- [The exercise] Exactly reproduce each record listed below.

— Begin Exercise material —

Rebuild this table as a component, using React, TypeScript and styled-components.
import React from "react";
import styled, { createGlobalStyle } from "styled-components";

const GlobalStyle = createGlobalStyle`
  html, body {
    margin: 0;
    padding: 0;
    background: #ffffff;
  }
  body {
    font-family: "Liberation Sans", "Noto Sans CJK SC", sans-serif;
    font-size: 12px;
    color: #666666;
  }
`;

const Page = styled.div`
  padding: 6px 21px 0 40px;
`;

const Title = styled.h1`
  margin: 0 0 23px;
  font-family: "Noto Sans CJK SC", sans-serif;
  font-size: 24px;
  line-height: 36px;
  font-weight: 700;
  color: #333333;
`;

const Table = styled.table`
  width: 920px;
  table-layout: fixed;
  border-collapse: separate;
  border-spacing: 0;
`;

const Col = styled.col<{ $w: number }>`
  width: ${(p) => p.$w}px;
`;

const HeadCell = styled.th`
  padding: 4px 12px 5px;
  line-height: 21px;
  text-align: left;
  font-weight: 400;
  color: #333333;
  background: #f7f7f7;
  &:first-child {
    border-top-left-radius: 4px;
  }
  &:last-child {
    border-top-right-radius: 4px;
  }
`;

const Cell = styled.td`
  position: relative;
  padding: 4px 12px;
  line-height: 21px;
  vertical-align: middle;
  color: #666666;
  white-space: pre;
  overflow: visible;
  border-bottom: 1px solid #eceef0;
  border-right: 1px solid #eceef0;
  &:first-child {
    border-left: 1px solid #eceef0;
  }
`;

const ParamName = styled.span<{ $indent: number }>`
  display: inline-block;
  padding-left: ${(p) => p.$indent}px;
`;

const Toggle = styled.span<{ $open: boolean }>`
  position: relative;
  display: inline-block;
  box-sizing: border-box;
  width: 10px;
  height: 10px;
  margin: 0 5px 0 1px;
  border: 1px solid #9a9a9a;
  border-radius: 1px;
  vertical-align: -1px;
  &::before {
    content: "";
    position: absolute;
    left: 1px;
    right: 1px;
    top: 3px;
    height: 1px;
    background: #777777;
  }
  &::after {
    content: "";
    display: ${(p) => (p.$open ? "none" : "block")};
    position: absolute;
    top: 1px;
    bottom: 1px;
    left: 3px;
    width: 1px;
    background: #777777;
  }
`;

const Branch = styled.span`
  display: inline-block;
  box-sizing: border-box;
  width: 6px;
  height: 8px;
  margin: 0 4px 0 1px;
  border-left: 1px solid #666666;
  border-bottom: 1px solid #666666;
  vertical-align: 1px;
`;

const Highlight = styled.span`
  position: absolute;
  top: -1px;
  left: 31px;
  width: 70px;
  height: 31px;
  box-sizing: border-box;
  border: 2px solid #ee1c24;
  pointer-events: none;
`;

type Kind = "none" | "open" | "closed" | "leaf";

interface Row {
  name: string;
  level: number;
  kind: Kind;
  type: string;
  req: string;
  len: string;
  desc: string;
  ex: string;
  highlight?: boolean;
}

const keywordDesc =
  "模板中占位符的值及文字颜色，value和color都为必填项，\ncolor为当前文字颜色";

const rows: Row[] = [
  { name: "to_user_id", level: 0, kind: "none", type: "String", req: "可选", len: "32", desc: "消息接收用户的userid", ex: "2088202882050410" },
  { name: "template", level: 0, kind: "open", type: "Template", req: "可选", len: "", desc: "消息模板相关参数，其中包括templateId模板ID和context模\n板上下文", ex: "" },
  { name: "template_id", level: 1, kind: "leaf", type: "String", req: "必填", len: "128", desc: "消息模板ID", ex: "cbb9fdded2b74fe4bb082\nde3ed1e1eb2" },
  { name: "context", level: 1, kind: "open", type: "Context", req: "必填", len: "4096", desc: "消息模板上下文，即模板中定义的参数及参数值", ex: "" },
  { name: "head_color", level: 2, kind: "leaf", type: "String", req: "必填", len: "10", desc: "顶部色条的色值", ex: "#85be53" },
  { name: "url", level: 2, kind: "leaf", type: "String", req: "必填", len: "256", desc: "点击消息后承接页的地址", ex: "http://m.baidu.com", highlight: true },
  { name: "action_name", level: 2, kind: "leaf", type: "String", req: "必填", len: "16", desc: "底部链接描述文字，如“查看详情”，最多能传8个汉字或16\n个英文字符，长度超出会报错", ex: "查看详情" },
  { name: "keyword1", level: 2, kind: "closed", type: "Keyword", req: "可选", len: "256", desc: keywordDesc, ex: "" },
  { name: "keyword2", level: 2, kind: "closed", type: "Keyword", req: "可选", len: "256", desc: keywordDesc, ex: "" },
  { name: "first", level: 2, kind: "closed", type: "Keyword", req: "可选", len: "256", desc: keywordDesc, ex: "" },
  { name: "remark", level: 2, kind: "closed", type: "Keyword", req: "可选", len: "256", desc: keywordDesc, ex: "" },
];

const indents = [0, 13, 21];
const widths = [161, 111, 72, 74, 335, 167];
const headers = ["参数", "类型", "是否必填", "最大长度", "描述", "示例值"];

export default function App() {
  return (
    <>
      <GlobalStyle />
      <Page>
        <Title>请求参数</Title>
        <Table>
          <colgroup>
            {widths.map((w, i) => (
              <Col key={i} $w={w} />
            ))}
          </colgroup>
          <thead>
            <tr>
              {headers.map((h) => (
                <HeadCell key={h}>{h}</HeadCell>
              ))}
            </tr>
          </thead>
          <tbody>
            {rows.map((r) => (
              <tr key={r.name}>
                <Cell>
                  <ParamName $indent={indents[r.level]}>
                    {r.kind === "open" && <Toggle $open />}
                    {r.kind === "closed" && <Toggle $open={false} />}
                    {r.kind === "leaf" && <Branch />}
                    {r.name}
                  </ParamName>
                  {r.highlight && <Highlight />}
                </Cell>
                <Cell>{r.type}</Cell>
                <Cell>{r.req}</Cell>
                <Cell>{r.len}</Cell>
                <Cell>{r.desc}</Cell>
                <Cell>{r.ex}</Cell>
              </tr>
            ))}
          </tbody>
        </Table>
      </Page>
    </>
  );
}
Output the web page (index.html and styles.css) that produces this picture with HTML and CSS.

— End Exercise material —

- [Answer to this exercise]
Rebuild this table as a component, using React, TypeScript and styled-components.
import React from "react";
import styled, { createGlobalStyle } from "styled-components";

const GlobalStyle = createGlobalStyle`
  html, body {
    margin: 0;
    padding: 0;
    background: #ffffff;
  }
  body {
    font-family: "Liberation Sans", "Noto Sans CJK SC", sans-serif;
    font-size: 12px;
    color: #666666;
  }
`;

const Page = styled.div`
  padding: 6px 21px 0 40px;
`;

const Title = styled.h1`
  margin: 0 0 23px;
  font-family: "Noto Sans CJK SC", sans-serif;
  font-size: 24px;
  line-height: 36px;
  font-weight: 700;
  color: #333333;
`;

const Table = styled.table`
  width: 920px;
  table-layout: fixed;
  border-collapse: separate;
  border-spacing: 0;
`;

const Col = styled.col<{ $w: number }>`
  width: ${(p) => p.$w}px;
`;

const HeadCell = styled.th`
  padding: 4px 12px 5px;
  line-height: 21px;
  text-align: left;
  font-weight: 400;
  color: #333333;
  background: #f7f7f7;
  &:first-child {
    border-top-left-radius: 4px;
  }
  &:last-child {
    border-top-right-radius: 4px;
  }
`;

const Cell = styled.td`
  position: relative;
  padding: 4px 12px;
  line-height: 21px;
  vertical-align: middle;
  color: #666666;
  white-space: pre;
  overflow: visible;
  border-bottom: 1px solid #eceef0;
  border-right: 1px solid #eceef0;
  &:first-child {
    border-left: 1px solid #eceef0;
  }
`;

const ParamName = styled.span<{ $indent: number }>`
  display: inline-block;
  padding-left: ${(p) => p.$indent}px;
`;

const Toggle = styled.span<{ $open: boolean }>`
  position: relative;
  display: inline-block;
  box-sizing: border-box;
  width: 10px;
  height: 10px;
  margin: 0 5px 0 1px;
  border: 1px solid #9a9a9a;
  border-radius: 1px;
  vertical-align: -1px;
  &::before {
    content: "";
    position: absolute;
    left: 1px;
    right: 1px;
    top: 3px;
    height: 1px;
    background: #777777;
  }
  &::after {
    content: "";
    display: ${(p) => (p.$open ? "none" : "block")};
    position: absolute;
    top: 1px;
    bottom: 1px;
    left: 3px;
    width: 1px;
    background: #777777;
  }
`;

const Branch = styled.span`
  display: inline-block;
  box-sizing: border-box;
  width: 6px;
  height: 8px;
  margin: 0 4px 0 1px;
  border-left: 1px solid #666666;
  border-bottom: 1px solid #666666;
  vertical-align: 1px;
`;

const Highlight = styled.span`
  position: absolute;
  top: -1px;
  left: 31px;
  width: 70px;
  height: 31px;
  box-sizing: border-box;
  border: 2px solid #ee1c24;
  pointer-events: none;
`;

type Kind = "none" | "open" | "closed" | "leaf";

interface Row {
  name: string;
  level: number;
  kind: Kind;
  type: string;
  req: string;
  len: string;
  desc: string;
  ex: string;
  highlight?: boolean;
}

const keywordDesc =
  "模板中占位符的值及文字颜色，value和color都为必填项，\ncolor为当前文字颜色";

const rows: Row[] = [
  { name: "to_user_id", level: 0, kind: "none", type: "String", req: "可选", len: "32", desc: "消息接收用户的userid", ex: "2088202882050410" },
  { name: "template", level: 0, kind: "open", type: "Template", req: "可选", len: "", desc: "消息模板相关参数，其中包括templateId模板ID和context模\n板上下文", ex: "" },
  { name: "template_id", level: 1, kind: "leaf", type: "String", req: "必填", len: "128", desc: "消息模板ID", ex: "cbb9fdded2b74fe4bb082\nde3ed1e1eb2" },
  { name: "context", level: 1, kind: "open", type: "Context", req: "必填", len: "4096", desc: "消息模板上下文，即模板中定义的参数及参数值", ex: "" },
  { name: "head_color", level: 2, kind: "leaf", type: "String", req: "必填", len: "10", desc: "顶部色条的色值", ex: "#85be53" },
  { name: "url", level: 2, kind: "leaf", type: "String", req: "必填", len: "256", desc: "点击消息后承接页的地址", ex: "http://m.baidu.com", highlight: true },
  { name: "action_name", level: 2, kind: "leaf", type: "String", req: "必填", len: "16", desc: "底部链接描述文字，如“查看详情”，最多能传8个汉字或16\n个英文字符，长度超出会报错", ex: "查看详情" },
  { name: "keyword1", level: 2, kind: "closed", type: "Keyword", req: "可选", len: "256", desc: keywordDesc, ex: "" },
  { name: "keyword2", level: 2, kind: "closed", type: "Keyword", req: "可选", len: "256", desc: keywordDesc, ex: "" },
  { name: "first", level: 2, kind: "closed", type: "Keyword", req: "可选", len: "256", desc: keywordDesc, ex: "" },
  { name: "remark", level: 2, kind: "closed", type: "Keyword", req: "可选", len: "256", desc: keywordDesc, ex: "" },
];

const indents = [0, 13, 21];
const widths = [161, 111, 72, 74, 335, 167];
const headers = ["参数", "类型", "是否必填", "最大长度", "描述", "示例值"];

export default function App() {
  return (
    <>
      <GlobalStyle />
      <Page>
        <Title>请求参数</Title>
        <Table>
          <colgroup>
            {widths.map((w, i) => (
              <Col key={i} $w={w} />
            ))}
          </colgroup>
          <thead>
            <tr>
              {headers.map((h) => (
                <HeadCell key={h}>{h}</HeadCell>
              ))}
            </tr>
          </thead>
          <tbody>
            {rows.map((r) => (
              <tr key={r.name}>
                <Cell>
                  <ParamName $indent={indents[r.level]}>
                    {r.kind === "open" && <Toggle $open />}
                    {r.kind === "closed" && <Toggle $open={false} />}
                    {r.kind === "leaf" && <Branch />}
                    {r.name}
                  </ParamName>
                  {r.highlight && <Highlight />}
                </Cell>
                <Cell>{r.type}</Cell>
                <Cell>{r.req}</Cell>
                <Cell>{r.len}</Cell>
                <Cell>{r.desc}</Cell>
                <Cell>{r.ex}</Cell>
              </tr>
            ))}
          </tbody>
        </Table>
      </Page>
    </>
  );
}
Output the web page (index.html and styles.css) that produces this picture with HTML and CSS.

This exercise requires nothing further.